When Vladimir Nabokov wrote the novel Lolita, the western world fell into a scandalised rapture. The novel, rated one of the best ever written in the English language, was about an adult romping with a girl of Ese’s age all over America. The lascivious man did not end well, the girl ruined for life. The movie is hardly acted because the girl who acted Lolita the first time was unable to soar in her career. A stigma sullied her brilliance.

The prosecution of pedophile Yunusa and the battle release of others, including Lucy Ejeh, will help begin that sojourn to our concept of the rule of law. The legal positivists tend to give credence to the sources of law over the concept of natural law. I think when natural law supervenes, we have justice. We must have all those involved fall under the hammer of the Nigerian law. We either have Nigeria or not.

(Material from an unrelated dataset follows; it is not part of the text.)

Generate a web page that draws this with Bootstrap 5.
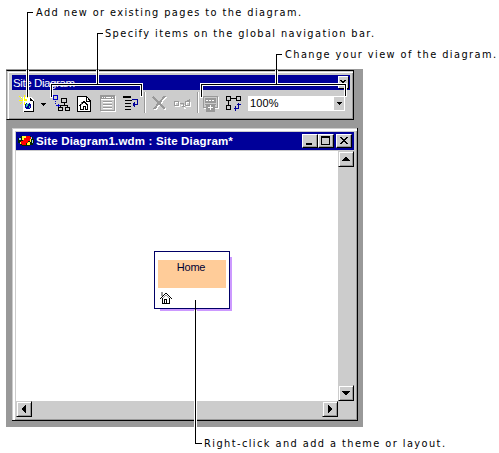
<!DOCTYPE html>
<html lang="en">
<head>
<meta charset="utf-8">
<meta name="viewport" content="width=device-width, initial-scale=1">
<title>Site Diagram</title>
<link href="https://cdn.jsdelivr.net/npm/bootstrap@5.3.0/dist/css/bootstrap.min.css" rel="stylesheet">
<style>
body{width:499px;height:453px;background:#fff;font:11px/15px "Liberation Sans",Arial,sans-serif;color:#000}
svg{display:block;shape-rendering:crispEdges;flex:none}
.workspace{width:357px;height:358px;margin:69px 0 0 6px;background:#999}
.toolpane{width:348px;height:50px;background:#ccc;border-top:1px solid #000;border-right:1px solid #000;border-bottom:1px solid #000;border-left:1px solid #999;box-shadow:inset 1px 1px #ccc,inset 2px 2px #fff,inset -1px -1px #999;padding:4px 3px 0 5px;margin-top:1px}
.toolcap{height:15px;width:338px;background:#009;color:#fff;padding-left:1px}
.toolcap .cap{font-size:11.5px;letter-spacing:-.4px;line-height:17px}
.caret-btn{width:10px;height:12px;background:#ccc;box-shadow:inset 1px 1px #fff,1px 1px #000;margin:1px 2px 0 0}
.iconrow{height:28px;padding:5px 0 0 7px}
.ic-caret{margin-left:6px}
.ic-tree{margin-left:7px}
.ic-home{margin-left:7px}
.ic-banner{margin-left:9px}
.ic-indent{margin-left:7px}
.ic-del{margin-left:6px}
.ic-link{margin-left:6px}
.ic-sub{margin-left:4px}
.ic-rot{margin-left:7px}
.sep{width:2px;height:21px;background:#999;border-right:1px solid #fff;flex:none;margin:-3px 0 0 5px}
.ic-link + .sep{margin-left:6px}
.zoombox{width:97px;height:15px;margin:1px 0 0 6px;background:#fff;padding-right:1px;flex:none}
.zoombox .val{padding-left:2px;letter-spacing:.1px}
.dropbtn{width:10px;height:13px;margin-top:1px;background:#ccc}
.docwin{width:346px;height:293px;margin:8px 0 0 6px;background:#ccc;border-right:1px solid #000;border-bottom:1px solid #000;box-shadow:inset 1px 1px #ccc,inset 3px 3px #fff,inset -1px -1px #999;padding:4px 3px 3px 4px}
.doccap{height:18px;width:338px;background:#009;color:#fff;padding:0 2px 0 2px}
.doccap .cap{font-weight:bold;font-size:11.5px;letter-spacing:.18px;line-height:18px;margin-left:2px}
.wbtn{width:16px;height:14px;background:#ccc;border:1px solid;border-color:#fff #000 #000 #fff;box-shadow:inset -1px -1px #999}
.wclose{margin-left:2px}
.pane{margin-top:1px;height:250px;width:338px}
.canvas{width:322px;background:#fff;padding:100px 0 0 138px}
.vscroll{width:16px;background:#ccc}
.sbtn{width:16px;height:16px;background:#ccc;border:1px solid;border-color:#ccc #000 #000 #ccc;box-shadow:inset 1px 1px #fff,inset -1px -1px #999}
.hscroll{width:322px;height:16px}
.node{width:76px;height:58px;border:1px solid #006;background:#fff;padding:8px 3px 0}
.nodewrap{width:78px;height:60px;background:linear-gradient(#c9f,#c9f) 6px 6px/72px 54px no-repeat}
.nodename{height:28px;background:#fc9;color:#003;text-align:center;padding-right:2px;letter-spacing:-.2px}
.homeicon{margin:4px 0 0 2px}
.callouts{left:0;top:0;pointer-events:none}
.callouts text{font-family:"DejaVu Sans",Verdana,sans-serif;font-size:9.8px}
</style>
<script src="https://cdn.jsdelivr.net/npm/bootstrap@5.3.0/dist/js/bootstrap.bundle.min.js"></script>
</head>
<body class="overflow-hidden position-relative">
<div class="d-flex">
<main class="workspace">
 <section class="toolpane">
  <div class="toolcap d-flex justify-content-between"><span class="cap">Site Diagram</span>
   <span class="caret-btn"><svg width="10" height="12"><path d="M2 4h2v1h2V4h2v1H7v1H6v1H4V6H3V5H2z"/></svg></span></div>
  <div class="iconrow d-flex align-items-start">
   <!-- new page -->
   <svg width="16" height="17"><path d="M4 2h8l3 3v12H4z" fill="#fff"/><path d="M11 3h1v1h1v1h1v1h1v11H5v-1h9V6h-3z"/><path d="M0 1h1v1H0zM2 3h1v1H2zM1 2h1v1H1zM5 0h1v4H5zM9 1h1v1H9zM8 2h1v1H8zM3 4h5v2H3zM0 5h3v1H0zM2 7h1v1H2zM1 8h1v1H1zM5 7h1v3H5z" fill="#ff0"/><path d="M2 2h1v1H2zM4 3h1v3H4zM7 3h1v1H7z" fill="#fff"/><path d="M7 8h4v1h1v4h-1v1H7v-1H6V9h1z" fill="#009"/><path d="M7 9h2v2H8v1H7zM10 11h1v2h-1z" fill="#3c9"/><path d="M8 8h2v1H8z" fill="#9ff"/></svg>
   <svg class="ic-caret" width="5" height="17"><path d="M0 8h5v1H4v1H3v1H2v-1H1V9H0z"/></svg>
   <!-- tree -->
   <svg width="17" height="17" class="ic-tree"><path d="M.5.5h4v4h-4zM2.500 6v1M2.500 8v1M3 10.500h4M5.500 8.500v4" fill="none" stroke="#00c"/><path d="M8.500 3.500h5v4h-5zM5.500 12.500h4v3h-4zM12.500 12.500h4v3h-4zM11.500 8v2.500M7.500 12v-1.500h7V12" fill="none" stroke="#000"/></svg>
   <!-- home page -->
   <svg width="14" height="17" class="ic-home"><path d="M.5 1.500h9l3.500 4v11H.5z" fill="#fff" stroke="#000"/><path d="M9.500 2v4h3M2 10.500h1v-1h1v-1h1v-1h1v-1h1v1h1v1h1v1h1v1h1M3.500 10v4.500h7V10" fill="none" stroke="#000"/><path d="M4 7h1v3H4z" fill="#777"/><path d="M6 11h3v4H6z"/><path d="M7 12h1v3H7z" fill="#fff"/></svg>
   <!-- banner -->
   <svg width="16" height="17" class="ic-banner"><path d="M1 1h15v16H1z" fill="#fff"/><path d="M.5.5h14v15H.5z" fill="#ccc" stroke="#999"/><path d="M1 1h13v3H1zM3 6h9v1H3zM3 9h9v1H3zM3 12h9v1H3z" fill="#999"/><path d="M2 2h1v1H2zM4 2h1v1H4zM6 2h5v1H6zM12 2h1v1h-1zM1 4h13v1H1zM3 7h9v1H3zM3 10h9v1H3zM3 13h9v1H3z" fill="#fff"/></svg>
   <!-- indent -->
   <svg width="16" height="17" class="ic-indent"><path d="M0 1h8v2H0zM2 5h7v1H2zM2 8h6v1H2zM2 11h6v1H2zM2 14h6v1H2z"/><path d="M9 4.500h5.500v5H10M11.500 7v5" stroke="#009" fill="none"/><path d="M10 8h1v3h-1z" fill="#009"/></svg>
   <span class="sep"></span>
   <!-- delete -->
   <svg width="16" height="17" class="ic-del"><path d="M2 3l12 12M14 2L3 15" stroke="#fff" stroke-width="2"/><path d="M1 2l12 12M13 1L2 14" stroke="#999" stroke-width="2"/></svg>
   <!-- external link -->
   <svg width="17" height="17" class="ic-link"><path d="M1.500 7.500h4v4h-4zM12.500 7.500h4v4h-4zM7 10h3v3h2" fill="none" stroke="#fff"/><path d="M.5 6.500h4v4h-4zM11.500 6.500h4v4h-4zM6 8.500h4M7.500 11.500h3M9.500 8v3M13 5.500h3M15.500 4v4" fill="none" stroke="#999"/></svg>
   <span class="sep"></span>
   <!-- add subtree -->
   <svg width="16" height="18" class="ic-sub"><path d="M1 2h15v12H1z" fill="#fff"/><path d="M.5 1.500h14v11H.5z" fill="#ccc" stroke="#999"/><path d="M2 3h11v5H2zM2 9h11v1H2zM3 9h9v8H3z" fill="#999"/><path d="M3 5h2v1H3zM6 5h2v1H6zM9 5h2v1H9zM7 10h1v5H7zM5 12h5v1H5z" fill="#fff"/></svg>
   <!-- rotate -->
   <svg width="16" height="17" class="ic-rot"><path d="M.5 1.500h4v4h-4zM10.500 1.500h4v4h-4zM.5 10.500h4v4h-4zM5 3.500h5M2.500 6v4" fill="none" stroke="#000"/><path d="M12.500 8v5.500H8M11 9.500h4M9.500 11v5" stroke="#009" fill="none"/></svg>
   <div class="zoombox d-flex justify-content-between"><span class="val">100%</span><span class="dropbtn"><svg width="10" height="13"><path d="M3 5h5v1H7v1H6v1H5V7H4V6H3z"/></svg></span></div>
  </div>
 </section>
 <section class="docwin">
  <div class="doccap d-flex align-items-center">
   <svg width="16" height="12"><path d="M3 1h10v1h2v2h1v4h-1v2h-3v1H4v-1H2V8H0V3h2V2h1z" fill="#020"/><path d="M4 1h4v2H6v2H4zM2 7h2v2H2zM9 7h3v3H9zM12 3h1v4h-1z" fill="#ff3"/><path d="M1 3h2v2H1zM13 2h1v2h-1zM14 5h1v3h-1z" fill="#9cf"/><path d="M8 1h4v1h1v2h-1v2h-2v2H8v2H4V9H3V6h2V5h1V3h2z" fill="#f00"/></svg>
   <span class="cap me-auto">Site Diagram1.wdm : Site Diagram*</span>
   <span class="wbtn"><svg width="14" height="12"><path d="M3 8h6v2H3z"/></svg></span>
   <span class="wbtn"><svg width="14" height="12"><path d="M2 1h9v9H2zM3 3v6h7V3z" fill-rule="evenodd"/></svg></span>
   <span class="wbtn wclose"><svg width="14" height="12"><path d="M3 2h2v1h1v1h2V3h1V2h2v1h-1v1H9v1H8v1h1v1h1v1h1v1H9V8H8V7H6v1H5v1H3V8h1V7h1V6h1V5H5V4H4V3H3z"/></svg></span>
  </div>
  <div class="pane d-flex">
   <div class="canvas"><div class="nodewrap"><div class="node"><div class="nodename">Home</div>
    <svg class="homeicon" width="12" height="13"><path d="M2 6l4-4 4 4v5H2z" fill="#fff"/><path d="M5 1h1v1H5zM6 1h1v1H6zM7 2h1v1H7zM8 3h1v1H8zM9 4h1v1H9zM10 5h1v1h-1zM11 6h1v1h-1zM4 2h1v1H4zM3 3h1v1H3zM2 4h1v1H2zM1 5h1v1H1zM0 6h1v1H0zM2 6h1v6H2zM9 6h1v6H9zM2 11h8v1H2zM4 7h3v4H4z"/><path d="M5 8h1v3H5z" fill="#fff"/><path d="M1 0h2v4H1zM5 3h2v1H5zM4 4h1v1H4zM7 4h1v1H7zM3 5h1v1H3zM8 5h1v1H8z" fill="#999"/></svg></div></div></div>
   <div class="vscroll d-flex flex-column justify-content-between">
    <span class="sbtn"><svg width="14" height="14"><path d="M6 5h2v1h1v1h1v1h1v1H3V8h1V7h1V6h1z"/></svg></span>
    <span class="sbtn"><svg width="14" height="14"><path d="M3 5h8v1h-1v1H9v1H8v1H6V8H5V7H4V6H3z"/></svg></span>
   </div>
  </div>
  <div class="hscroll d-flex justify-content-between">
   <span class="sbtn"><svg width="14" height="14"><path d="M9 3v8H8v-1H7V9H6V8H5V6h1V5h1V4h1V3z"/></svg></span>
   <span class="sbtn"><svg width="14" height="14"><path d="M5 3v8h1v-1h1V9h1V8h1V6H8V5H7V4H6V3z"/></svg></span>
  </div>
 </section>
</main>
</div>
<!-- callout lines and captions -->
<svg class="callouts position-absolute" width="499" height="453">
 <g fill="none" stroke="#fff" stroke-width="3"><path d="M27.500 70v27M97.500 70v14M51.500 98V84.500h90V97M276.500 70v14M201.500 98V84.500h144V97M195.500 310v117"/></g>
 <g fill="none" stroke="#000"><path d="M33 12.500h-5.500V97M103 33.500h-5.500v51M51.500 97V84.500h90V96M282 54.500h-5.500v30M201.500 97V84.500h144V96M195.500 300v143.500h6"/></g>
 <text x="36" y="15.500" textLength="265">Add new or existing pages to the diagram.</text>
 <text x="105" y="36.500" textLength="269">Specify items on the global navigation bar.</text>
 <text x="285" y="57.500" textLength="211">Change your view of the diagram.</text>
 <text x="204" y="446.500" textLength="241">Right-click and add a theme or layout.</text>
</svg>
</body>
</html>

The most disappointing for me is the silence of President Muhammadu Buhari. He cannot wage a corruption war and act as though the Ese saga is not corruption. Corruption of childhood, of law, of religion, of natural rights. A girl was abducted, coerced into the family way, and made to swear to a God against her will. You cannot be the president of all and cocoon yourself in silence. It is not right, nor presidential. It is even more potent since he is a devout Muslim.

The failure to tackle the Oruru matter is a failure of Nigeria as a village. Hillary Clinton wrote a best-selling book, It takes a Village, and showed that nurturing a child is a communal effort. She took her inspiration from African ethos. Of course not the Africa that failed Ese.

Ese means gift in Urhobo, and Oruru means it’s well done. Nigeria gifted Ese an abduction, and early pregnancy and eviscerated future. Girls of that age know little about motherhood. As a reporter in the U.S., I reported a story where teenage girls simulated the lives of mothers. They had toy babies that woke up at night, cried at odd moments, etc.

In Touch, The Nation newspaper, 07/03/2016The girls told me they would only become mothers when they were temperamentally ready. In the movie Spotlight, a character says, if it takes a village to raise a child, it takes a village to abuse it. That was Ese’s story.